I work from home, I don’t commute. Monthly savings: $116.50 (price of an unlimited 30-day Metro card)

8. The ‘Walk From the Subway’ Splurge

Every now and then I’d walk home from my subway stop and see a really delicious-looking napoleon in a bakery window, or a sale sign on artisanal soaps or a new hair product that looked like it would make my hair longer, better, stronger, less frizzy. I’d stop and swipe my card. The daily temptation was hard to avoid, and it added up pretty quickly. When you walk by a store at least 10 times a week, it’s easy to stop in once in a while and justify it as a one-off expense.

9. Movie Tickets

A movie ticket in NYC was close to, if not more than, $15 per person. That means a night out with my husband was $30 minimum.
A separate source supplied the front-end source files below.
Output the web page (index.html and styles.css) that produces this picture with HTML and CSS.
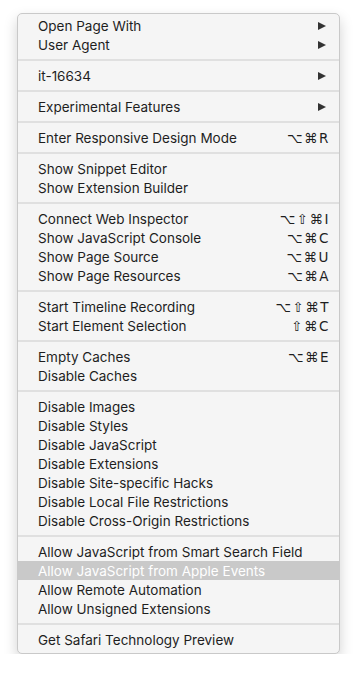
FILE: index.html
```html
<!DOCTYPE html>
<html>
<head>
<meta charset="utf-8">
<link rel="stylesheet" href="styles.css">
</head>
<body>
<div class="menu">
  <div class="group">
    <div class="item"><span>Open Page With</span><span class="arrow"></span></div>
    <div class="item"><span>User Agent</span><span class="arrow"></span></div>
  </div>
  <div class="sep"></div>
  <div class="group">
    <div class="item"><span>it-16634</span><span class="arrow"></span></div>
  </div>
  <div class="sep"></div>
  <div class="group">
    <div class="item"><span>Experimental Features</span><span class="arrow"></span></div>
  </div>
  <div class="sep"></div>
  <div class="group">
    <div class="item"><span>Enter Responsive Design Mode</span><span class="key">⌥⌘R</span></div>
  </div>
  <div class="sep"></div>
  <div class="group">
    <div class="item"><span>Show Snippet Editor</span></div>
    <div class="item"><span>Show Extension Builder</span></div>
  </div>
  <div class="sep"></div>
  <div class="group">
    <div class="item"><span>Connect Web Inspector</span><span class="key">⌥⇧⌘I</span></div>
    <div class="item"><span>Show JavaScript Console</span><span class="key">⌥⌘C</span></div>
    <div class="item"><span>Show Page Source</span><span class="key">⌥⌘U</span></div>
    <div class="item"><span>Show Page Resources</span><span class="key">⌥⌘A</span></div>
  </div>
  <div class="sep"></div>
  <div class="group">
    <div class="item"><span>Start Timeline Recording</span><span class="key">⌥⇧⌘T</span></div>
    <div class="item"><span>Start Element Selection</span><span class="key">⇧⌘C</span></div>
  </div>
  <div class="sep"></div>
  <div class="group">
    <div class="item"><span>Empty Caches</span><span class="key">⌥⌘E</span></div>
    <div class="item"><span>Disable Caches</span></div>
  </div>
  <div class="sep"></div>
  <div class="group">
    <div class="item"><span>Disable Images</span></div>
    <div class="item"><span>Disable Styles</span></div>
    <div class="item"><span>Disable JavaScript</span></div>
    <div class="item"><span>Disable Extensions</span></div>
    <div class="item"><span>Disable Site-specific Hacks</span></div>
    <div class="item"><span>Disable Local File Restrictions</span></div>
    <div class="item"><span>Disable Cross-Origin Restrictions</span></div>
  </div>
  <div class="sep"></div>
  <div class="group">
    <div class="item"><span>Allow JavaScript from Smart Search Field</span></div>
    <div class="item selected"><span>Allow JavaScript from Apple Events</span></div>
    <div class="item"><span>Allow Remote Automation</span></div>
    <div class="item"><span>Allow Unsigned Extensions</span></div>
  </div>
  <div class="sep"></div>
  <div class="group">
    <div class="item"><span>Get Safari Technology Preview</span></div>
  </div>
</div>
</body>
</html>
```
FILE: styles.css
```css
html, body {
  margin: 0;
  padding: 0;
  background: #ffffff;
}
body {
  padding: 13px 0 0 17px;
}
.menu {
  width: 321px;
  background: #f5f5f5;
  border: 1px solid #c9c9c9;
  border-radius: 5px;
  padding: 2px 0 4px;
  box-shadow: 0 6px 14px rgba(0, 0, 0, 0.18);
  font-family: Inter, "Liberation Sans", sans-serif;
  font-size: 13.5px;
  color: #1e1e1e;
}
.item {
  height: 19px;
  display: flex;
  align-items: center;
  justify-content: space-between;
  padding: 0 10px 0 20px;
}
.item.selected {
  background: #c9c9c9;
  color: #ffffff;
}
.sep {
  height: 2px;
  background: #e0e0e0;
  margin: 5px 0;
}
.arrow {
  width: 0;
  height: 0;
  border-top: 4.5px solid transparent;
  border-bottom: 4.5px solid transparent;
  border-left: 8px solid #333333;
  margin-right: 3px;
}
.key {
  font-family: "DejaVu Sans", sans-serif;
  font-size: 13.5px;
  letter-spacing: 1.5px;
  margin-right: -1px;
}
```
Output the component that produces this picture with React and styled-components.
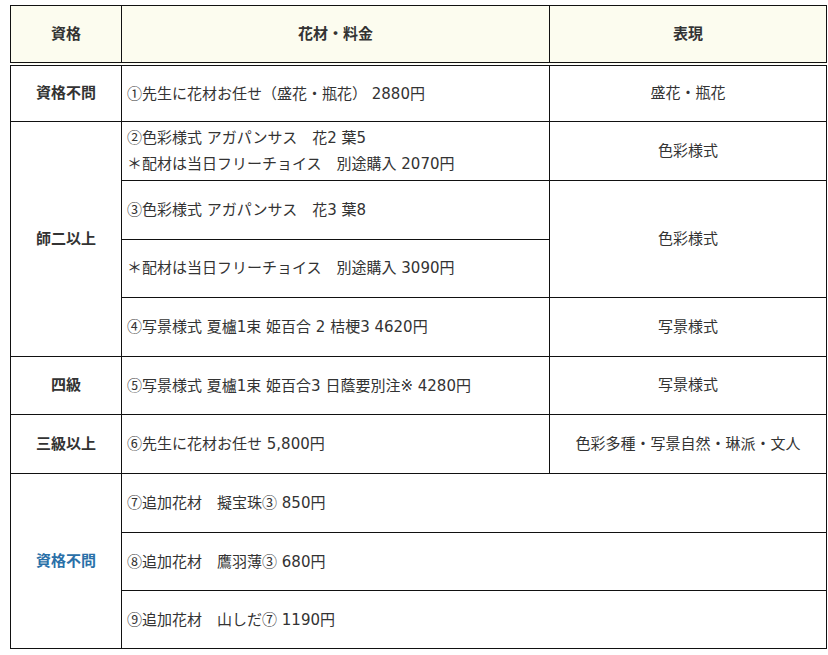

In Richmond? Under $10 per person. A small savings, but we’re movie buffs and go to the movies often enough that it makes a small difference.

10. Buying In Bulk

Costco! I can’t tell you how much I love Costco. Granted, I’m a new devotee so the shine may have worn off for others, but I have really started to crunch the numbers and am figuring out how much buying in bulk can save me, especially for things I know won’t expire, like cleaning supplies. In New York City, I could’ve shopped at Costco, but I couldn’t store a massive pack of paper towels in my tiny apartment, so bulk buying wasn’t really an option.

11. Trips Home for the Holidays

I used to spend $600 a year getting a flight home to Ohio for the holidays. My husband would spend about the same to join me. Now, we can drive home. It takes a little longer, but with gas prices about $1.50 a gallon in our area, we drove home this year and back for less than $75 in gas costs. $75 in gas vs. $1,200 in plane tickets. It’s a big savings, especially around the holidays when everyone’s credit card balances are up (potentially hurting their credit scores — you can see if your credit scores are taking a hit for free on Credit.com).

Should everyone leave NYC? No! But leaving the city has its appeal.